Work to be completed:
Copy all of the material word for word, except for the pictures.

-.-.-

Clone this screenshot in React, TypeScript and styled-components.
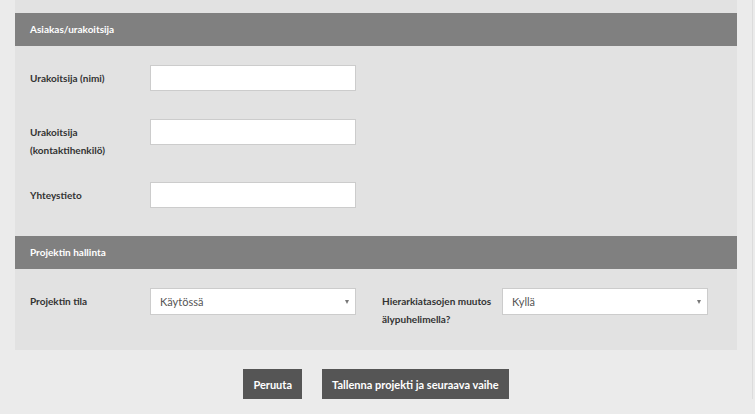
import React from "react";
import styled, { createGlobalStyle } from "styled-components";

const Global = createGlobalStyle`
  html, body { margin: 0; padding: 0; background: #ebebeb; }
  body { font-family: Lato, "Open Sans", sans-serif; color: #333; }
  * { box-sizing: border-box; }
`;

const Frame = styled.div`
  width: 753px;
  padding: 0 15px;
  border-right: 1px solid #dcdcdc;
`;

const Panel = styled.div`
  background: #e2e2e2;
  padding-top: 13px;
`;

const SectionHeader = styled.div`
  height: 33px;
  line-height: 33px;
  background: #808080;
  color: #fff;
  font-weight: 700;
  font-size: 10px;
  padding-left: 15px;
`;

const SectionBody = styled.div<{ $bottom: number; $cols?: number }>`
  padding: 19px 15px ${(p) => p.$bottom}px 15px;
  display: grid;
  grid-template-columns: repeat(${(p) => p.$cols ?? 1}, 326px);
  column-gap: 26px;
  row-gap: 28px;
`;

const Field = styled.div`
  display: grid;
  grid-template-columns: 120px 206px;
  align-items: start;
`;

const Label = styled.div`
  font-size: 10px;
  font-weight: 700;
  color: #333;
  line-height: 18px;
  padding-top: 4px;
  margin-bottom: -5px;
  white-space: nowrap;
`;

const TextInput = styled.input`
  height: 26px;
  width: 206px;
  border: 1px solid #cccccc;
  background: #fff;
  padding: 0 9px;
  font-family: inherit;
  font-size: 11px;
  outline: none;
`;

const SelectBox = styled.div`
  position: relative;
  height: 27px;
  width: 206px;
  border: 1px solid #cccccc;
  background: #fff;
  padding: 0 9px;
  font-size: 11px;
  line-height: 25px;
  color: #555;
`;

const Caret = styled.span`
  position: absolute;
  right: 6px;
  top: 11px;
  width: 0;
  height: 0;
  border-left: 2.5px solid transparent;
  border-right: 2.5px solid transparent;
  border-top: 4px solid #777;
`;

const Actions = styled.div`
  display: flex;
  justify-content: center;
  gap: 20px;
  padding-top: 19px;
`;

const Button = styled.button`
  height: 30px;
  padding: 0 10px;
  border: none;
  background: #555555;
  color: #fff;
  font-family: inherit;
  font-weight: 700;
  font-size: 11px;
  cursor: pointer;
`;

const Select: React.FC<{ value: string }> = ({ value }) => (
  <SelectBox>
    {value}
    <Caret />
  </SelectBox>
);

export default function App() {
  return (
    <>
      <Global />
      <Frame>
        <Panel>
          <SectionHeader>Asiakas/urakoitsija</SectionHeader>
          <SectionBody $bottom={28}>
            <Field>
              <Label>Urakoitsija (nimi)</Label>
              <TextInput />
            </Field>
            <Field>
              <Label>
                Urakoitsija
                <br />
                (kontaktihenkilö)
              </Label>
              <TextInput />
            </Field>
            <Field>
              <Label>Yhteystieto</Label>
              <TextInput />
            </Field>
          </SectionBody>
          <SectionHeader>Projektin hallinta</SectionHeader>
          <SectionBody $bottom={27} $cols={2}>
            <Field>
              <Label>Projektin tila</Label>
              <Select value="Käytössä" />
            </Field>
            <Field>
              <Label>
                Hierarkiatasojen muutos
                <br />
                älypuhelimella?
              </Label>
              <Select value="Kyllä" />
            </Field>
          </SectionBody>
        </Panel>
        <Actions>
          <Button>Peruuta</Button>
          <Button>Tallenna projekti ja seuraava vaihe</Button>
        </Actions>
      </Frame>
    </>
  );
}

-.-.-

Exercise output:
Clone this screenshot in React, TypeScript and styled-components.
import React from "react";
import styled, { createGlobalStyle } from "styled-components";

const Global = createGlobalStyle`
  html, body { margin: 0; padding: 0; background: #ebebeb; }
  body { font-family: Lato, "Open Sans", sans-serif; color: #333; }
  * { box-sizing: border-box; }
`;

const Frame = styled.div`
  width: 753px;
  padding: 0 15px;
  border-right: 1px solid #dcdcdc;
`;

const Panel = styled.div`
  background: #e2e2e2;
  padding-top: 13px;
`;

const SectionHeader = styled.div`
  height: 33px;
  line-height: 33px;
  background: #808080;
  color: #fff;
  font-weight: 700;
  font-size: 10px;
  padding-left: 15px;
`;

const SectionBody = styled.div<{ $bottom: number; $cols?: number }>`
  padding: 19px 15px ${(p) => p.$bottom}px 15px;
  display: grid;
  grid-template-columns: repeat(${(p) => p.$cols ?? 1}, 326px);
  column-gap: 26px;
  row-gap: 28px;
`;

const Field = styled.div`
  display: grid;
  grid-template-columns: 120px 206px;
  align-items: start;
`;

const Label = styled.div`
  font-size: 10px;
  font-weight: 700;
  color: #333;
  line-height: 18px;
  padding-top: 4px;
  margin-bottom: -5px;
  white-space: nowrap;
`;

const TextInput = styled.input`
  height: 26px;
  width: 206px;
  border: 1px solid #cccccc;
  background: #fff;
  padding: 0 9px;
  font-family: inherit;
  font-size: 11px;
  outline: none;
`;

const SelectBox = styled.div`
  position: relative;
  height: 27px;
  width: 206px;
  border: 1px solid #cccccc;
  background: #fff;
  padding: 0 9px;
  font-size: 11px;
  line-height: 25px;
  color: #555;
`;

const Caret = styled.span`
  position: absolute;
  right: 6px;
  top: 11px;
  width: 0;
  height: 0;
  border-left: 2.5px solid transparent;
  border-right: 2.5px solid transparent;
  border-top: 4px solid #777;
`;

const Actions = styled.div`
  display: flex;
  justify-content: center;
  gap: 20px;
  padding-top: 19px;
`;

const Button = styled.button`
  height: 30px;
  padding: 0 10px;
  border: none;
  background: #555555;
  color: #fff;
  font-family: inherit;
  font-weight: 700;
  font-size: 11px;
  cursor: pointer;
`;

const Select: React.FC<{ value: string }> = ({ value }) => (
  <SelectBox>
    {value}
    <Caret />
  </SelectBox>
);

export default function App() {
  return (
    <>
      <Global />
      <Frame>
        <Panel>
          <SectionHeader>Asiakas/urakoitsija</SectionHeader>
          <SectionBody $bottom={28}>
            <Field>
              <Label>Urakoitsija (nimi)</Label>
              <TextInput />
            </Field>
            <Field>
              <Label>
                Urakoitsija
                <br />
                (kontaktihenkilö)
              </Label>
              <TextInput />
            </Field>
            <Field>
              <Label>Yhteystieto</Label>
              <TextInput />
            </Field>
          </SectionBody>
          <SectionHeader>Projektin hallinta</SectionHeader>
          <SectionBody $bottom={27} $cols={2}>
            <Field>
              <Label>Projektin tila</Label>
              <Select value="Käytössä" />
            </Field>
            <Field>
              <Label>
                Hierarkiatasojen muutos
                <br />
                älypuhelimella?
              </Label>
              <Select value="Kyllä" />
            </Field>
          </SectionBody>
        </Panel>
        <Actions>
          <Button>Peruuta</Button>
          <Button>Tallenna projekti ja seuraava vaihe</Button>
        </Actions>
      </Frame>
    </>
  );
}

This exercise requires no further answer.